-- What the task requires --
Restate the whole listing word for word. Pictures are left out.

-- Items --

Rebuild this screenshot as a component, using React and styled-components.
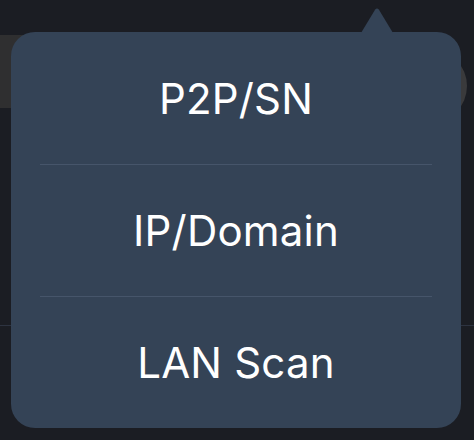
import React from "react";
import styled, { createGlobalStyle } from "styled-components";

const Global = createGlobalStyle`
  html, body { margin: 0; padding: 0; background: #1b1d23; }
  body { width: 474px; height: 440px; overflow: hidden; font-family: Inter, "Noto Sans", sans-serif; }
`;

const Page = styled.div`
  position: relative;
  width: 474px;
  height: 440px;
  background: #1b1d23;
  display: flex;
  flex-direction: column;
`;

const HeaderRow = styled.div`
  display: flex;
  align-items: center;
  justify-content: space-between;
  margin-top: 35px;
  height: 73px;
`;

const Card = styled.div`
  width: 200px;
  height: 73px;
  background: #2f2f30;
`;

const RoundButton = styled.div`
  width: 74px;
  height: 74px;
  border-radius: 50%;
  background: #3a3a3c;
  margin-right: 7px;
  margin-top: 28px;
`;

const Divider = styled.div`
  margin-top: 217px;
  height: 1px;
  background: #2d3340;
`;

const Popover = styled.div`
  position: absolute;
  top: 32px;
  left: 11px;
  width: 450px;
  background: #344356;
  border-radius: 24px;
  display: flex;
  flex-direction: column;
  padding: 0 29px;
  box-sizing: border-box;
`;

const Arrow = styled.svg`
  position: absolute;
  top: -24px;
  left: 350px;
`;

const Item = styled.div`
  height: 132px;
  display: flex;
  align-items: center;
  justify-content: center;
  color: #ffffff;
  font-size: 42px;
  font-weight: 400;
  letter-spacing: 0.2px;
  border-top: ${(p) => (p.$first ? "none" : "1px solid #46556a")};
  box-sizing: border-box;
`;

const items = ["P2P/SN", "IP/Domain", "LAN Scan"];

export default function App() {
  return (
    <>
      <Global />
      <Page>
        <HeaderRow>
          <Card />
          <RoundButton />
        </HeaderRow>
        <Divider />
        <Popover>
          <Arrow width="32" height="25" viewBox="0 0 32 25">
            <path d="M0 25 L14.2 1.6 Q16 -0.6 17.8 1.6 L32 25 Z" fill="#344356" />
          </Arrow>
          {items.map((t, i) => (
            <Item key={t} $first={i === 0}>{t}</Item>
          ))}
        </Popover>
      </Page>
    </>
  );
}
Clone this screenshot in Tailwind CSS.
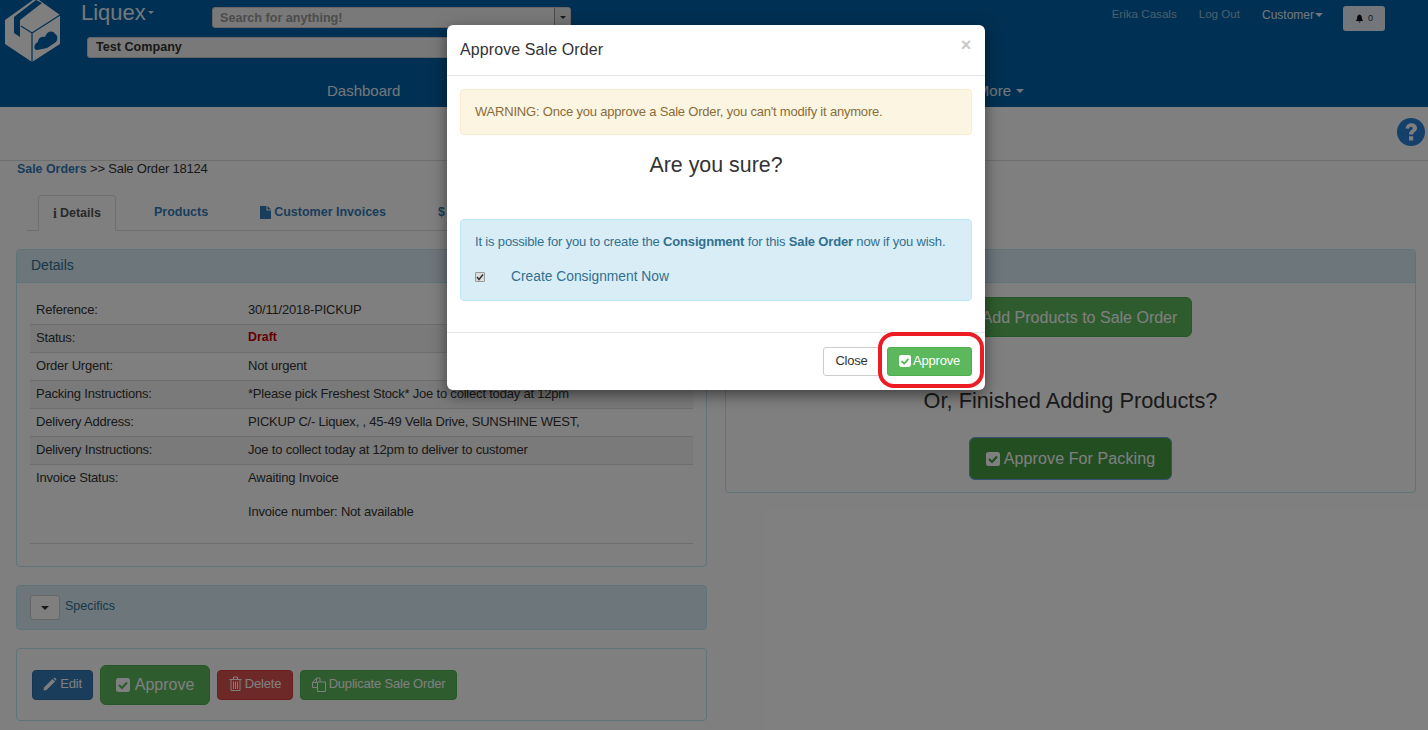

-- Solution to the problem --
Rebuild this screenshot as a component, using React and styled-components.
import React from "react";
import styled, { createGlobalStyle } from "styled-components";

const Global = createGlobalStyle`
  html, body { margin: 0; padding: 0; background: #1b1d23; }
  body { width: 474px; height: 440px; overflow: hidden; font-family: Inter, "Noto Sans", sans-serif; }
`;

const Page = styled.div`
  position: relative;
  width: 474px;
  height: 440px;
  background: #1b1d23;
  display: flex;
  flex-direction: column;
`;

const HeaderRow = styled.div`
  display: flex;
  align-items: center;
  justify-content: space-between;
  margin-top: 35px;
  height: 73px;
`;

const Card = styled.div`
  width: 200px;
  height: 73px;
  background: #2f2f30;
`;

const RoundButton = styled.div`
  width: 74px;
  height: 74px;
  border-radius: 50%;
  background: #3a3a3c;
  margin-right: 7px;
  margin-top: 28px;
`;

const Divider = styled.div`
  margin-top: 217px;
  height: 1px;
  background: #2d3340;
`;

const Popover = styled.div`
  position: absolute;
  top: 32px;
  left: 11px;
  width: 450px;
  background: #344356;
  border-radius: 24px;
  display: flex;
  flex-direction: column;
  padding: 0 29px;
  box-sizing: border-box;
`;

const Arrow = styled.svg`
  position: absolute;
  top: -24px;
  left: 350px;
`;

const Item = styled.div`
  height: 132px;
  display: flex;
  align-items: center;
  justify-content: center;
  color: #ffffff;
  font-size: 42px;
  font-weight: 400;
  letter-spacing: 0.2px;
  border-top: ${(p) => (p.$first ? "none" : "1px solid #46556a")};
  box-sizing: border-box;
`;

const items = ["P2P/SN", "IP/Domain", "LAN Scan"];

export default function App() {
  return (
    <>
      <Global />
      <Page>
        <HeaderRow>
          <Card />
          <RoundButton />
        </HeaderRow>
        <Divider />
        <Popover>
          <Arrow width="32" height="25" viewBox="0 0 32 25">
            <path d="M0 25 L14.2 1.6 Q16 -0.6 17.8 1.6 L32 25 Z" fill="#344356" />
          </Arrow>
          {items.map((t, i) => (
            <Item key={t} $first={i === 0}>{t}</Item>
          ))}
        </Popover>
      </Page>
    </>
  );
}
Clone this screenshot in Tailwind CSS.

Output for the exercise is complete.